El-Hamalawy said he never did talk and was eventually released. He was taken twice more in the ensuing years, including in 2003 while walking with two American journalists in the aftermath of the anti-war protests.
"The whole thing just damages you," he said. "I couldn't go to bed from three to five in the morning for years," because that's when the police raids would come.
Rather than discourage him, though, the beatings solidified his resolve that the regime had to be brought down, and over the years even as he drifted from job to job, the late night blogging and labor organizing continued.
His gaunt frame shows the effects of a sustained diet of coffee, cigarettes and no sleep. He looks much older than his years with gray shooting through his close-cropped curly hair and dark circles under his eyes.
His handsome face, however, still splits into a brilliant smile, energized by what's at least a partial victory against a regime that had seemed unbeatable.
"It's easy to talk about (the beatings) now because I feel I partially took my revenge against those police officers," he said. "Since the police withdrew on that Friday, my mother has been saying, 'Now I have revenge for my son.'"

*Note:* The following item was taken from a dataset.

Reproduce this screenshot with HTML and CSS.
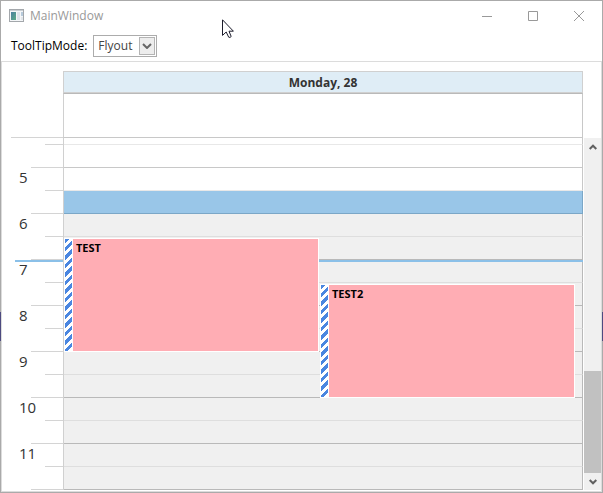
FILE: index.html
```html
<!DOCTYPE html>
<html lang="en">
<head>
<meta charset="utf-8">
<title>MainWindow</title>
<link rel="stylesheet" href="styles.css">
</head>
<body>
<div class="window">
  <header class="titlebar">
    <svg class="app-icon" width="15" height="13" viewBox="0 0 15 13" aria-hidden="true">
      <defs><linearGradient id="pane" x1="0" y1="0" x2="1" y2="1"><stop offset="0" stop-color="#4a7fa0"/><stop offset="1" stop-color="#5cab86"/></linearGradient></defs>
      <rect x=".5" y=".5" width="14" height="12" fill="#f4f6f8" stroke="#a3a7ab"/>
      <rect x="1" y="1" width="13" height="1" fill="#c9ced3"/>
      <rect x="2" y="3" width="5" height="8" fill="url(#pane)"/>
      <rect x="8" y="3" width="3" height="8" fill="#dde3ea"/>
      <rect x="12" y="3" width="2" height="4" fill="#b7cadb"/>
      <rect x="12" y="8" width="2" height="3" fill="#e2e6ea"/>
    </svg>
    <h1 class="title">MainWindow</h1>
    <div class="window-buttons">
      <button type="button" aria-label="Minimize"><svg width="10" height="10" viewBox="0 0 10 10"><path d="M0 5.5H10"/></svg></button>
      <button type="button" aria-label="Maximize"><svg width="10" height="10" viewBox="0 0 10 10"><path d="M.5 .5h9v9h-9z"/></svg></button>
      <button type="button" aria-label="Close"><svg width="10" height="10" viewBox="0 0 10 10"><path d="M0 0L10 10M10 0L0 10"/></svg></button>
    </div>
  </header>

  <div class="toolbar">
    <label for="mode">ToolTipMode:</label>
    <div class="combo">
      <select id="mode"><option>Flyout</option></select>
      <span class="combo-arrow"><svg width="10" height="6" viewBox="0 0 10 6"><path d="M1 1L5 5L9 1"/></svg></span>
    </div>
  </div>

  <main class="scheduler">
    <div class="day-header">Monday, 28</div>
    <div class="all-day-ruler"></div>
    <div class="all-day"></div>

    <div class="ruler rows">
      <div class="mark"><span></span><i></i></div>
      <div class="mark hour"><span></span><i></i></div>
      <div class="mark"><span>5</span><i></i></div>
      <div class="mark hour"><span></span><i></i></div>
      <div class="mark"><span>6</span><i></i></div>
      <div class="mark hour"><span></span><i></i></div>
      <div class="mark"><span>7</span><i></i></div>
      <div class="mark hour"><span></span><i></i></div>
      <div class="mark"><span>8</span><i></i></div>
      <div class="mark hour"><span></span><i></i></div>
      <div class="mark"><span>9</span><i></i></div>
      <div class="mark hour"><span></span><i></i></div>
      <div class="mark"><span>10</span><i></i></div>
      <div class="mark hour"><span></span><i></i></div>
      <div class="mark"><span>11</span><i></i></div>
      <div class="mark hour"><span></span><i></i></div>
    </div>
    <div class="ruler-overlay rows"><div class="now"></div></div>

    <div class="day rows">
      <div class="slot off"></div>
      <div class="slot off hour"></div>
      <div class="slot off"></div>
      <div class="slot selected"></div>
      <div class="slot"></div>
      <div class="slot hour"></div>
      <div class="slot"></div>
      <div class="slot hour"></div>
      <div class="slot"></div>
      <div class="slot hour"></div>
      <div class="slot"></div>
      <div class="slot hour"></div>
      <div class="slot"></div>
      <div class="slot hour"></div>
      <div class="slot"></div>
      <div class="slot hour"></div>
    </div>
    <div class="appointments rows">
      <div class="now"></div>
      <article class="appointment first"><span class="status"></span><h2>TEST</h2></article>
      <article class="appointment second"><span class="status"></span><h2>TEST2</h2></article>
    </div>

    <div class="scrollbar">
      <button type="button" aria-label="Scroll up"><svg width="8" height="6" viewBox="0 0 8 6"><path d="M.7 5L4 1.7L7.3 5"/></svg></button>
      <div class="track"><div class="thumb"></div></div>
      <button type="button" aria-label="Scroll down"><svg width="8" height="6" viewBox="0 0 8 6"><path d="M.7 1L4 4.3L7.3 1"/></svg></button>
    </div>
  </main>
</div>
<svg class="pointer" width="12" height="20" viewBox="0 0 12 20" aria-hidden="true"><path d="M.5 .8V16.4L4.2 13L6.7 18.2Q8 19 9.2 17.5L7 12.2H11.4Z"/></svg>
</body>
</html>
```
FILE: styles.css
```css
* { box-sizing: border-box; }

body {
  margin: 0;
  min-height: 100vh;
  display: flex;
  padding: 1px;
  background: linear-gradient(#aaa 312px, #4d4a80 312px, #4d4a80 341px, #aaa 341px);
  font: 12px/16px "Open Sans", "Noto Sans", sans-serif;
  color: #000;
}

button {
  margin: 0;
  padding: 0;
  border: 0;
  background: none;
  display: flex;
  align-items: center;
  justify-content: center;
}

h1, h2 { margin: 0; font-size: inherit; }

svg path { fill: none; }

.window {
  flex: 1;
  display: flex;
  flex-direction: column;
  background: #fff;
}

.titlebar {
  display: flex;
  align-items: center;
  height: 29px;
  padding-left: 8px;
}

.title {
  flex: 1;
  margin-left: 6px;
  font-weight: 400;
  color: #999;
}

.window-buttons { display: flex; }
.window-buttons button { width: 46px; height: 29px; }
.window-buttons path { stroke: #999; }

.toolbar {
  display: flex;
  align-items: center;
  gap: 6px;
  height: 31px;
  padding-left: 10px;
}

.combo { position: relative; }

.combo select {
  appearance: none;
  display: block;
  width: 64px;
  height: 22px;
  padding: 0 20px 0 4px;
  border: 1px solid #acacac;
  border-radius: 0;
  background: #fff;
  font: inherit;
  color: #444;
}

.combo-arrow {
  position: absolute;
  top: 2px;
  right: 2px;
  bottom: 2px;
  width: 16px;
  display: flex;
  align-items: center;
  justify-content: center;
  border: 1px solid #b4b4b4;
  background: #ededed;
  pointer-events: none;
}

.combo-arrow path { stroke: #666; stroke-width: 2; }

.scheduler {
  flex: 1;
  display: grid;
  grid-template-columns: 61px 1fr 18px;
  grid-template-rows: 22px 45px auto;
  align-content: start;
  padding-top: 9px;
  border: 1px solid #dcdcdc;
}

.day-header {
  grid-column: 2;
  border: 1px solid #d0d0d0;
  background: #dfedf6;
  font-weight: 700;
  line-height: 22px;
  text-align: center;
  color: #333;
}

.all-day-ruler {
  grid-column: 1;
  margin-left: 9px;
  border-bottom: 1px solid #d4d4d4;
}

.all-day {
  grid-column: 2;
  border: 1px solid #c8c8c8;
  border-top-color: #b9b9b9;
  border-left-color: #d0d0d0;
}

.rows {
  grid-row: 3;
  display: grid;
  grid-template-rows: 7px repeat(15, 23px);
}

.ruler, .ruler-overlay { grid-column: 1; }

.mark {
  display: flex;
  padding-left: 17px;
  font-size: 15px;
  line-height: 18px;
  color: #333;
}

.mark span { flex: 0 0 26px; }
.mark.hour span { flex-basis: 12px; }
.mark i { flex: 1; border-bottom: 1px solid #d4d4d4; }

.day, .appointments { grid-column: 2; }

.day { border-left: 1px solid #d0d0d0; }

.appointments {
  grid-template-columns: 1fr 1fr 7px;
  padding-left: 1px;
}

.slot {
  border-right: 1px solid #b9b9b9;
  border-bottom: 1px solid #dedede;
  background: #f0f0f0;
}

.slot.hour { border-bottom-color: #b9b9b9; }
.slot.off { background: #fff; border-color: #c8c8c8; border-bottom-color: #e8e8e8; }
.slot.off.hour { border-bottom-color: #c8c8c8; }
.slot.selected { background: #99c6e8; border-color: #7ba7c7; }

.now {
  grid-row: 7;
  grid-column: 1 / -1;
  align-self: start;
  height: 2px;
  background: #8bc0e8;
}

.ruler-overlay .now { margin-left: 13px; }

.appointment {
  display: flex;
  margin: 1px 1px 0 0;
  border: 1px solid #fff;
  background: #ffadb4;
}

.appointment.first { grid-row: 6 / span 5; grid-column: 1; }
.appointment.second { grid-row: 8 / span 5; grid-column: 2; }

.appointment h2 {
  padding: 1px 3px;
  font-size: 11px;
  font-weight: 700;
}

.status {
  width: 8px;
  border-right: 1px solid #fff;
  background: repeating-linear-gradient(135deg, #4a86e0 0 3px, #fff 3px 6px);
}

.scrollbar {
  grid-row: 3;
  grid-column: 3;
  display: flex;
  flex-direction: column;
  margin-left: 1px;
  background: #f0f0f0;
}

.scrollbar button { height: 17px; }
.scrollbar path { stroke: #606060; stroke-width: 2; }

.track {
  flex: 1;
  display: flex;
  flex-direction: column;
  justify-content: flex-end;
}

.thumb { height: 32%; background: #c1c1c1; }

.pointer {
  position: absolute;
  left: 222px;
  top: 19px;
}

.pointer path { fill: #fff; stroke: #1c1c2c; }
```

El-Hamalawy's zeal has mellowed little over the years, and just like when he was talking about overthrowing the regime 10 years before it happened, his demands today seem a bit unrealistic — like investigating the now-ruling generals for their own links to corruption in the Mubarak era.
But then a decade ago, no one would have thought Egypt's quiescent workers and civil servants would be taking to the streets.
"There is a revolutionary mood in the country and you need to push for those strikes," he said. "If you hold them back now we are actually screwed — those who carry out half a revolution dig their own graves."
El-Hamalawy was quoting Louis Antoine Saint Just of the French Revolution, a choice that carries an historical warning of its own. Together with Robespierre, Saint Juste was executed in 1794 in the conservative backlash against the revolutionary reign of terror they initiated.